By Neil Patrick
|Drawing credit: Wilgengebroed on Flickr|
The Internet of Things (IoT) is the next big thing. The thing is this; right now, digital tech is set to inhabit more and more of the devices and products we use everyday.
If you follow me on Twitter you might have noticed that I am not exactly a fan of AI. Call me a Luddite if you wish – but let’s face it, it’s much less cruel to poke fun at machines than people.
The simple fact is that I am not against technology, I am against the fact that it is destroying jobs faster than we can create new ones.
I like progress, but since the main driver is profit, no-one who has a big stake in this cares one bit about whether or not this progress delivers more jobs. In fact, the business models for most tech startups rely on the fact that they need less people and cheaper ones than the bigger businesses they disrupt.
Technologists want to make new things. Businesses want to make money. Governments are just happy to see a new factory or office doing internetty things, quite oblivious to the fact that this may well be disrupting jobs in more traditional businesses.
Anyway, we cannot change any of this.
What each of us can change is how we think about the IoT. Because this is going to be a massive growth sector in jobs in the next few years.
The temptation I think for most people who are not digital and tech specialists is to think, “Okay Neil, but that’s all computer stuff and that’s not my field at all. I don’t how to write computer code and I don’t want to either.”
And my answer is that you don’t have to do any of this. I am not suggesting that all you lawyers and accountants should grow beards, don cargo pants and become all techy.
Because what’s coming isn’t just more jobs in coding and programming. What’s coming is a transformation in which understanding how to deal with the issues surrounding the IoT will create huge numbers of new job opportunities in every area of specialism. And ones for which there will be a real shortage of skills.
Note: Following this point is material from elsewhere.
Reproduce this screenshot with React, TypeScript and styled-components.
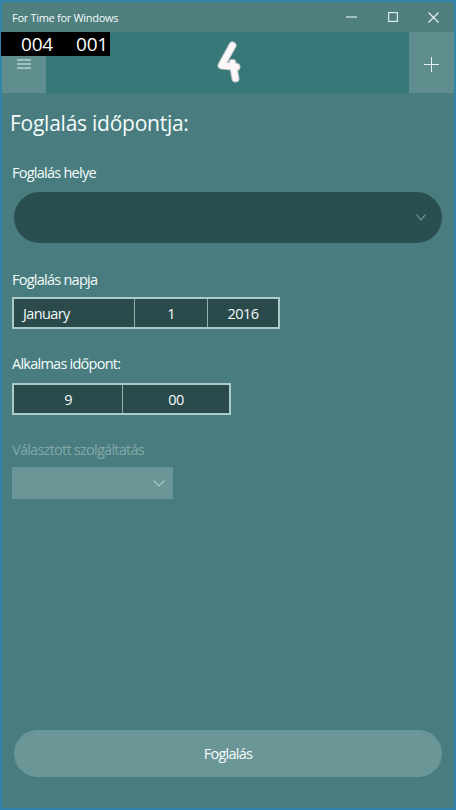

What everyone should be doing right now is figuring out how the IoT is going to impact their job field. If you are a marketing person, what are the ways in which the IoT will impact the consumers of goods or services you deliver? If you are a real estate person, how will the IoT make property more or less saleable? If you are a lawyer, what sort of legal issues are likely to arise as the IoT becomes more and more established?
Because if you start thinking about these things right now, figuring out what the questions are (not even the answers) in YOUR specific area of expertise, and better still writing and talking about them, you’ll be positioning yourself as a rare expert in your field. Your know-how will be scarce. You will have transformed your value and marketability by one simple small change in what you do today that will be a massive investment in your career assets for tomorrow.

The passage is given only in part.